_Materials provided_
..........
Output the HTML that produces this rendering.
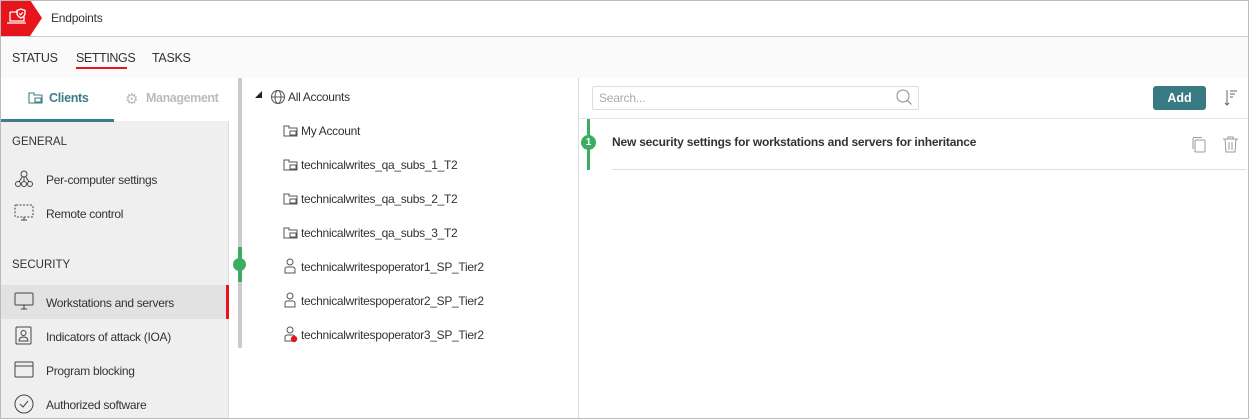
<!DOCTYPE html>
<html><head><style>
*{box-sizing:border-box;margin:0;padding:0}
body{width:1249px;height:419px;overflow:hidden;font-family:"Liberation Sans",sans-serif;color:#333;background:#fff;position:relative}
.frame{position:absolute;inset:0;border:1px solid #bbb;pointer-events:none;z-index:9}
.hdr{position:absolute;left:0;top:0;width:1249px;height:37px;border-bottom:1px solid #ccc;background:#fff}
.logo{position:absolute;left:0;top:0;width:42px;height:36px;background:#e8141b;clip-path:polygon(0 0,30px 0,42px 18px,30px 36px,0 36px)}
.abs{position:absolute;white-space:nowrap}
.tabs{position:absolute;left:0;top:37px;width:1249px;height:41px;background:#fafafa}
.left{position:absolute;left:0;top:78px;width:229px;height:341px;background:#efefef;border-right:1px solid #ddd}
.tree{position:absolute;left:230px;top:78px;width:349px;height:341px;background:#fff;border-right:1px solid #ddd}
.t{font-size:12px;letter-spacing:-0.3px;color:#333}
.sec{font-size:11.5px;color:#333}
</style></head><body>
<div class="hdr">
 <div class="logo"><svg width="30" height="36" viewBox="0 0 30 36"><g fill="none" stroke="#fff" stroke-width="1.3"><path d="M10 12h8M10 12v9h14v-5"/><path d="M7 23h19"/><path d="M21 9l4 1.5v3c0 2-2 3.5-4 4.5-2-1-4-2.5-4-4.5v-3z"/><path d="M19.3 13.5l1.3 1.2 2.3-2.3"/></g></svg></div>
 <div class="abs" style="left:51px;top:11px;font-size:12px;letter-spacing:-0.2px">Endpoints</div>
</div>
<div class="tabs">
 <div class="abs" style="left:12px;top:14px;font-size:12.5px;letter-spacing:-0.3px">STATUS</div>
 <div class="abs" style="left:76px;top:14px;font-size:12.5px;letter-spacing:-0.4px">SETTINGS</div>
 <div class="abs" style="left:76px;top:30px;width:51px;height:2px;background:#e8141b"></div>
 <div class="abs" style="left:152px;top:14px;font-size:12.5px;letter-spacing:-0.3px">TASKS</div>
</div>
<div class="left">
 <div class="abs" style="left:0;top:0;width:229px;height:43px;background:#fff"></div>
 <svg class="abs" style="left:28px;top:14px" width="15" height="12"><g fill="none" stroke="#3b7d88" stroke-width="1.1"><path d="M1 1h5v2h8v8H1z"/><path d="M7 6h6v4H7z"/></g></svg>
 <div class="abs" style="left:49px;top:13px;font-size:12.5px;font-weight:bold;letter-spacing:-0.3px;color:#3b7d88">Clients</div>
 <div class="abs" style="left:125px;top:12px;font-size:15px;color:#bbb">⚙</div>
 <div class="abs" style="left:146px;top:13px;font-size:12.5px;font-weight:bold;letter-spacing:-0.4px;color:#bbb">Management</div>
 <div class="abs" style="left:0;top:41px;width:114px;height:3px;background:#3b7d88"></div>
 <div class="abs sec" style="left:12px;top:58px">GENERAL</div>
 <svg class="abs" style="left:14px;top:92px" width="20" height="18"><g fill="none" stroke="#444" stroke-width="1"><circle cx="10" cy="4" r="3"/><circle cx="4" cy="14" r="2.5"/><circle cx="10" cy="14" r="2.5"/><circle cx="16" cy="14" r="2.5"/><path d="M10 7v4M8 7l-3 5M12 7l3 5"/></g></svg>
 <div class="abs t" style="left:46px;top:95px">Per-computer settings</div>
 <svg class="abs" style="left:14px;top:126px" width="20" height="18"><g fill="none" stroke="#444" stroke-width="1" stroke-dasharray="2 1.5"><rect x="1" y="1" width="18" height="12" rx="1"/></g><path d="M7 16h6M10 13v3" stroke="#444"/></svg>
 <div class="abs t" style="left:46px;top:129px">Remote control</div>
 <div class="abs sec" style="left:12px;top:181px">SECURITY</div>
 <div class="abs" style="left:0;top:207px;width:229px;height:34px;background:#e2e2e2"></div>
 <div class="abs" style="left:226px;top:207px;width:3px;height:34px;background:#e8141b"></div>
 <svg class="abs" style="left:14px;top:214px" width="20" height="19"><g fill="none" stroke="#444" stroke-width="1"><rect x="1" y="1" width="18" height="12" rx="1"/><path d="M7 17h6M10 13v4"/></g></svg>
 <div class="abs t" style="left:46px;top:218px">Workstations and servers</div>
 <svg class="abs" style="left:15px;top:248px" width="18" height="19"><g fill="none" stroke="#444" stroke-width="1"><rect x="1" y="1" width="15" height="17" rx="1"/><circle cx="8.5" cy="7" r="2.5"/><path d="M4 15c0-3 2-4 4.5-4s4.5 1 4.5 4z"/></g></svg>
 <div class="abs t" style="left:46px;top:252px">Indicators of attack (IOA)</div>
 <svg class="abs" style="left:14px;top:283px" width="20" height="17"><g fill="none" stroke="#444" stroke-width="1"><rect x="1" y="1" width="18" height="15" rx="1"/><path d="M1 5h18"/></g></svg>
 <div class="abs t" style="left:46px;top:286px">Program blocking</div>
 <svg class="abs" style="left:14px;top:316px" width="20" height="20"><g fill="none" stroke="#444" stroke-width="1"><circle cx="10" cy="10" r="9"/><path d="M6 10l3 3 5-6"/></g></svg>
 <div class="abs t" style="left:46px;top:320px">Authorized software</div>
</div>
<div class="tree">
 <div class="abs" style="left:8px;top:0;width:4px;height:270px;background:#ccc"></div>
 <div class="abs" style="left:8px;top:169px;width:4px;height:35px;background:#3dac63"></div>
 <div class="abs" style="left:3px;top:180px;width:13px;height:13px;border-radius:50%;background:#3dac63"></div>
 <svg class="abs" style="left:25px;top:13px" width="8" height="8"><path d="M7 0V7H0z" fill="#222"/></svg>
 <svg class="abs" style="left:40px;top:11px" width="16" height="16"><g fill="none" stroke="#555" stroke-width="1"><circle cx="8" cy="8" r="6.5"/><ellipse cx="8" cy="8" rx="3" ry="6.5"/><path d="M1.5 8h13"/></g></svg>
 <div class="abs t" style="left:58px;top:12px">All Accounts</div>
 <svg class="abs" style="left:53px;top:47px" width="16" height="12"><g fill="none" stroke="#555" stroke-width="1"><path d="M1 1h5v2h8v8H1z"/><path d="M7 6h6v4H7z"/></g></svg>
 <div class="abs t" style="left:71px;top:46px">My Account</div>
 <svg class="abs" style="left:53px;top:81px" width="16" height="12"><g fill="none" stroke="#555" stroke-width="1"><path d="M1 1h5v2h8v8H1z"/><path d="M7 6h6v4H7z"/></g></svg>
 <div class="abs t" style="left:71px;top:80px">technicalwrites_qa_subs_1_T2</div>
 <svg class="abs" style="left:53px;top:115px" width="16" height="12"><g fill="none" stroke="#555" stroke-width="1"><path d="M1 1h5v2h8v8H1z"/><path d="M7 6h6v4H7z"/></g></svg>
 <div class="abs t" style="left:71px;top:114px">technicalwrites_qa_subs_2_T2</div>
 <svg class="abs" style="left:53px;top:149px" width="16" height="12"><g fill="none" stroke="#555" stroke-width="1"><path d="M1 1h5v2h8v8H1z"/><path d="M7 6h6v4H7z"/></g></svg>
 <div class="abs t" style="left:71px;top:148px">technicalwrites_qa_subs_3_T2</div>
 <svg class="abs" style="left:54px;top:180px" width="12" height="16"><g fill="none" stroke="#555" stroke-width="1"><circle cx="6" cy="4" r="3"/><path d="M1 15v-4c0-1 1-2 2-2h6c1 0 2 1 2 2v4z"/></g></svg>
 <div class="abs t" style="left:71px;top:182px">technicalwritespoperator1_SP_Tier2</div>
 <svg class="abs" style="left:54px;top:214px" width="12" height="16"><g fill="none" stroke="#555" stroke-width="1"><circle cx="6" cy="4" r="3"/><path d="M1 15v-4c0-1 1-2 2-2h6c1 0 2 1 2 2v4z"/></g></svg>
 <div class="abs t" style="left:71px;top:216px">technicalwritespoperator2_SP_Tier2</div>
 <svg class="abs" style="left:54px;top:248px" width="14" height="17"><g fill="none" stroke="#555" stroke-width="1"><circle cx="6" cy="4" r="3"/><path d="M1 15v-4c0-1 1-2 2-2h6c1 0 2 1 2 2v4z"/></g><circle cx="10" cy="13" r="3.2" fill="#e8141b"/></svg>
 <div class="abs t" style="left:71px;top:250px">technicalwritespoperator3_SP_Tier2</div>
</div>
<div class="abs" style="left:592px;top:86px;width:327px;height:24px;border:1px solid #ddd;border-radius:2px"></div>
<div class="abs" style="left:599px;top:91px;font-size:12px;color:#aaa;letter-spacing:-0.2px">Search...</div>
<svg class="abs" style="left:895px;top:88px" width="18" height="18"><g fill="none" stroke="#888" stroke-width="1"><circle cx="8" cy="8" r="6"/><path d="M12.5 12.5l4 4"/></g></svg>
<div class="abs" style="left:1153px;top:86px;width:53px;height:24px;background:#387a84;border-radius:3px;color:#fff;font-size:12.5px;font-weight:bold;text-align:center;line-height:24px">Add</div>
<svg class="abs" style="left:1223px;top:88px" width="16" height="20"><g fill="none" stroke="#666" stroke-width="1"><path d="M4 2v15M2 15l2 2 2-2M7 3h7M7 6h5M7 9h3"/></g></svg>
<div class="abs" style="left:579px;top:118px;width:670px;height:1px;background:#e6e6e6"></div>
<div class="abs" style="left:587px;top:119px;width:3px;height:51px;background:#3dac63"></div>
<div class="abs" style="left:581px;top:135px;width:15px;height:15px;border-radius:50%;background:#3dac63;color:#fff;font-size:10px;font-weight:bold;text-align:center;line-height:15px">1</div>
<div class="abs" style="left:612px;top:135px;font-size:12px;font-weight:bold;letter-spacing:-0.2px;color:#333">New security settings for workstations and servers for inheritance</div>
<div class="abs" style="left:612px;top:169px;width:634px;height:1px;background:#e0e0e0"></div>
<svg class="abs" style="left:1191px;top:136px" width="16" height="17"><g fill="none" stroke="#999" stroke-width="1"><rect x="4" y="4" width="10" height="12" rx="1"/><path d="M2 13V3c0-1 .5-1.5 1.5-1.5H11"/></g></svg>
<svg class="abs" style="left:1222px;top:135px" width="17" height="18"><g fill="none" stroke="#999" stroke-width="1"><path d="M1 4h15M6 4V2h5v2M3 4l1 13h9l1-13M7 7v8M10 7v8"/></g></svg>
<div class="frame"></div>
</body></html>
..........
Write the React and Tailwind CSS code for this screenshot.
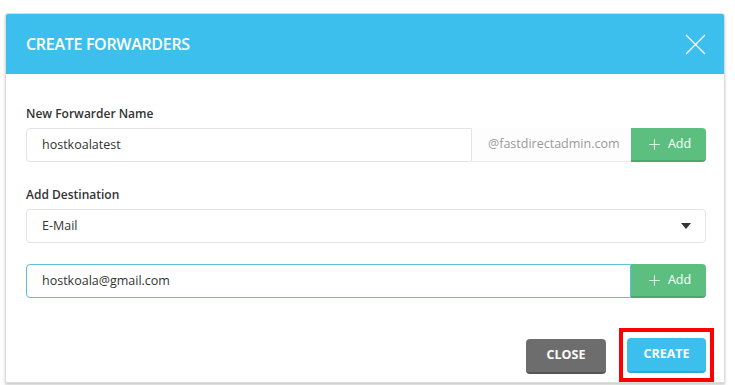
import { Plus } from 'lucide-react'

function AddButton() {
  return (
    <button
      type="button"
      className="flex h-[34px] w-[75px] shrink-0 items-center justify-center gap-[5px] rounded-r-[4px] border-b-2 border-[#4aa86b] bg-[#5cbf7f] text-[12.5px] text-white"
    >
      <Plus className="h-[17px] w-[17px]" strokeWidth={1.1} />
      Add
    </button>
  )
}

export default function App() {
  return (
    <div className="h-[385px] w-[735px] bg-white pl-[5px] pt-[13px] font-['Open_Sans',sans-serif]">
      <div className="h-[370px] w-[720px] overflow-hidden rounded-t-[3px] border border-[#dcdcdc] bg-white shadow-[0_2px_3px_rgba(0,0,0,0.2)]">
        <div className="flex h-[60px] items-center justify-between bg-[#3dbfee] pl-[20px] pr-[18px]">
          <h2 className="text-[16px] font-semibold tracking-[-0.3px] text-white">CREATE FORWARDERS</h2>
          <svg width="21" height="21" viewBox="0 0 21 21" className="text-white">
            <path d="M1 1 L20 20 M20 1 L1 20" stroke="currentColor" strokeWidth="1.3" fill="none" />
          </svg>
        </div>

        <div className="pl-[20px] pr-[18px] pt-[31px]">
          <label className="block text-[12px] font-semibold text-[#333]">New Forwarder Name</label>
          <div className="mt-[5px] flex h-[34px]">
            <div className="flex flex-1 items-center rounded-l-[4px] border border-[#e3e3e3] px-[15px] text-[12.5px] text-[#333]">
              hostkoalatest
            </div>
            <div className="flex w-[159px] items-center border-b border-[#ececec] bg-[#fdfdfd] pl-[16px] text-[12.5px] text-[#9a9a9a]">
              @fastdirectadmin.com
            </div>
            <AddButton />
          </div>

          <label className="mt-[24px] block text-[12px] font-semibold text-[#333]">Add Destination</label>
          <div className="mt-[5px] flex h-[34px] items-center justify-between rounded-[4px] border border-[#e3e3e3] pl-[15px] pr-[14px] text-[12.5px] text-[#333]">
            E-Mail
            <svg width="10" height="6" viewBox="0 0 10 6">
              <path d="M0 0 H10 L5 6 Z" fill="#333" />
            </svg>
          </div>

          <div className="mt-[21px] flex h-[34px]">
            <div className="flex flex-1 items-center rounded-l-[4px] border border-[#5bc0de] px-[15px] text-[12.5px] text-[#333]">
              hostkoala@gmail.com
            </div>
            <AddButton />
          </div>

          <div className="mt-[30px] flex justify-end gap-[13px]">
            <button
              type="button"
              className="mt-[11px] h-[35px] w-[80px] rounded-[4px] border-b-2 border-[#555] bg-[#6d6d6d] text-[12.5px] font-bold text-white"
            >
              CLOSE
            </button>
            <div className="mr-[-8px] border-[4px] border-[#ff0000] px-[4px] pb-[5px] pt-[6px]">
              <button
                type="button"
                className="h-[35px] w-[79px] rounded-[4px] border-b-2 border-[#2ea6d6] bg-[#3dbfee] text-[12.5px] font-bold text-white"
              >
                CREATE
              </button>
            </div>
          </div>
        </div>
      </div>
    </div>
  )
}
..........
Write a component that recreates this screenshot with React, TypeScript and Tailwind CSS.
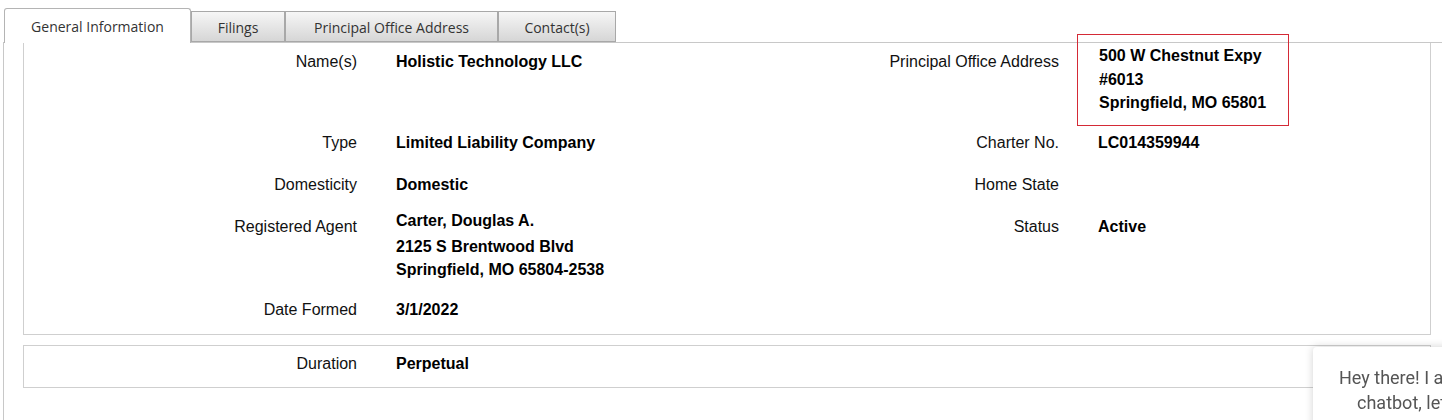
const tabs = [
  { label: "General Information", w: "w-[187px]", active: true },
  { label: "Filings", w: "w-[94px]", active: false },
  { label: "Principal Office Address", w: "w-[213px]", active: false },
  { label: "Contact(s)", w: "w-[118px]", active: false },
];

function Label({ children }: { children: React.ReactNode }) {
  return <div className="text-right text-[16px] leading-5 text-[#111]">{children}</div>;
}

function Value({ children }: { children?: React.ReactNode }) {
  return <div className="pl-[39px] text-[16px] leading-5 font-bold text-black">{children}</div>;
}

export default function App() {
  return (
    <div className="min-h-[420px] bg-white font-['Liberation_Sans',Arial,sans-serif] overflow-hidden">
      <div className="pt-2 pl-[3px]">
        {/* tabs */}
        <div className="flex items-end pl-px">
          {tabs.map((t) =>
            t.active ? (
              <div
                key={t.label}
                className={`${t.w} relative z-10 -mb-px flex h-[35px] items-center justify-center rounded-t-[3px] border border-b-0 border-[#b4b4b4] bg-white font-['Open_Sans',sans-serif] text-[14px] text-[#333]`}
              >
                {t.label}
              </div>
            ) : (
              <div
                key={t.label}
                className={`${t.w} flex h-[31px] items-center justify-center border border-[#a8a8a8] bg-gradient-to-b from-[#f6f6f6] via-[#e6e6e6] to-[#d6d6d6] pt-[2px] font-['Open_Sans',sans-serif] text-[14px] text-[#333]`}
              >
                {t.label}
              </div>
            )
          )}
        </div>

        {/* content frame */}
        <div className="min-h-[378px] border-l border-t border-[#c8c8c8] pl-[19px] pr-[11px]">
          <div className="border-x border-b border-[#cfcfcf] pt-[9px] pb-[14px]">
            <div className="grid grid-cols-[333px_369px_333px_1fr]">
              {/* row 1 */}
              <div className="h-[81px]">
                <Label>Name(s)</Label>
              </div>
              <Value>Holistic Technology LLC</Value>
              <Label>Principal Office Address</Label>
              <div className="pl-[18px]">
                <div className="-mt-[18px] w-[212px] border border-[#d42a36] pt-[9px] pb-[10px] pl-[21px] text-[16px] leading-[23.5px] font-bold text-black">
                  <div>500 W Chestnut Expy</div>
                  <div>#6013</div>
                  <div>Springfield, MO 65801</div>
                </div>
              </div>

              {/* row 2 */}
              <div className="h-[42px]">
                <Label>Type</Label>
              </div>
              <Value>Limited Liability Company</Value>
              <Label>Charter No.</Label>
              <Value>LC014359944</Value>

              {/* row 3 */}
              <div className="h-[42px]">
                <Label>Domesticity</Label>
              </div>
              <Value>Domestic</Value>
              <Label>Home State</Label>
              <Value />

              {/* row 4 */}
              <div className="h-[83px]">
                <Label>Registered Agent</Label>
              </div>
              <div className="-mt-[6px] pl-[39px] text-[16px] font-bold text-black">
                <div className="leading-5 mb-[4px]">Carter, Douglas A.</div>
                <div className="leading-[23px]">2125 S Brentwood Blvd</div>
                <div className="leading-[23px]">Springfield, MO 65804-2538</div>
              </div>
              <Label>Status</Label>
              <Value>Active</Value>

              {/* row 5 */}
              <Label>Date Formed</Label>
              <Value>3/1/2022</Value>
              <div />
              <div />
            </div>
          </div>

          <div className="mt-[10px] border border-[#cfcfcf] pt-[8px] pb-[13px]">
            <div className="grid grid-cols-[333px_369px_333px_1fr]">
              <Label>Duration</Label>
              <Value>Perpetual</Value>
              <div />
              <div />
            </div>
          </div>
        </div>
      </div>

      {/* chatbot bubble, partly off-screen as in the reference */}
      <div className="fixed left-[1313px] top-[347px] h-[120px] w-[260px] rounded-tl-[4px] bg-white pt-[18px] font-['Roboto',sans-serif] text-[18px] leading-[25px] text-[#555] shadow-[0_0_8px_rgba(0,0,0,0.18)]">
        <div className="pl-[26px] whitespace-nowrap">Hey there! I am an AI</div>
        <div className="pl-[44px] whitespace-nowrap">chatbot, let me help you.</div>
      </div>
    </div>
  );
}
..........
_Direction_
Find the lines with the string "that" and reproduce them.

_Response to the exercise_
Output the HTML that produces this rendering.
Write a component that recreates this screenshot with React, TypeScript and Tailwind CSS.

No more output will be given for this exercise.